Egyptologists translate the oldest-known mummification manual

Battered ancient text against a white background.

Egyptologists have recently translated the oldest-known mummification manual. Translating it required solving a literal puzzle; the medical text that includes the manual is currently in pieces, with half of what remains in the Louvre Museum in France and half at the University of Copenhagen in Denmark. A few sections are completely missing, but what’s left is a treatise on medicinal herbs and skin diseases, especially the ones that cause swelling. Surprisingly, one section of that text includes a short manual on embalming.

For the text’s ancient audience, that combination might have made sense. The manual includes recipes for resins and unguents used to dry and preserve the body after death, along with explanations for how and when to use bandages of different shapes and materials. Those recipes probably used some of the same ingredients as ointments for living skin, because plants with antimicrobial compounds would have been useful for preventing both infection and decay.

New Kingdom embalming: More complicated than it used to be

The Papyrus Louvre-Carlsberg, as the ancient medical text is now called, is the oldest mummification manual known so far, and it’s one of just three that Egyptologists have ever found. Based on the style of the characters used to write the text, it probably dates to about 1450 BCE, which makes it more than 1,000 years older than the other two known mummification texts. But the embalming compounds it describes are remarkably similar to the ones embalmers used 2,000 years earlier in pre-Dynastic Egypt: a mixture of plant oil, an aromatic plant extract, a gum or sugar, and heated conifer resin.

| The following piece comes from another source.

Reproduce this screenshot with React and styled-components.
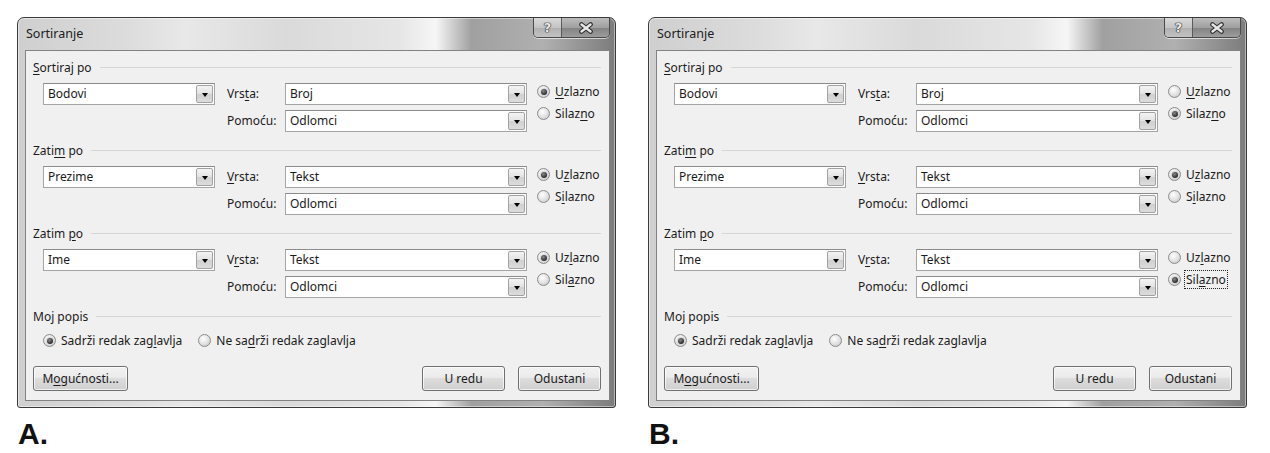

Although the basic principles of embalming survived for thousands of years in Egypt, the details varied over time. By the New Kingdom, when the Papyrus Louvre-Carlsberg was written, the art of mummification had evolved into an extremely complicated 70-day-long process that might have bemused or even shocked its pre-Dynastic practitioners. And this short manual seems to be written for people who already had a working knowledge of embalming and just needed a handy reference.

“The text reads like a memory aid, so the intended readers must have been specialists who needed to be reminded of these details,” said University of Copenhagen Egyptologist Sofie Schiødt, who recently translated and edited the manual. Some of the most basic steps—like using natron to dry out the body—were skipped entirely, maybe because they would have been so obvious to working embalmers.

On the other hand, the manual includes detailed instructions for embalming techniques that aren’t included in the other two known texts. It lists ingredients for a liquid mixture—mostly aromatic plant substances like resin, along with some binding agents—which is supposed to coat a piece of red linen placed on the dead person’s face. Mummified remains from the same time period have cloth and resin covering their faces in a way that seems to match the description.

Royal treatment

“This process was repeated at four-day intervals,” said Schiødt. In fact, the manual divides the whole embalming process into four-day intervals, with two extra days for rituals afterward. After the first flurry of activity, when embalmers spent a solid four days of work cleaning the body and removing the organs, most of the actual work of embalming happened only every fourth day, with lots of waiting in between. The deceased spent most of that time lying covered in cloth piled with layers of straw and aromatic, insect-repelling plants.

For the first half of the process, the embalmers’ goal was to dry the body with natron, which would have been packed around the outside of the corpse and inside the body cavities. The second half included wrapping the body in bandages, resins, and unguents meant to help prevent decay.

The manual calls for a ritual procession of the mummy every four days to celebrate “restoring the deceased’s corporeal integrity,” as Schiødt put it. That’s a total of 17 processions spread over 68 days, with two solid days of rituals at the end. Of course, most Egyptians didn’t get such elaborate preparation for the afterlife. The full 70-day process described in the Papyrus Louvre-Carlsberg would have been mostly reserved for royalty or extremely wealthy nobles and officials.

A full translation of the papyrus is scheduled for publication in 2022.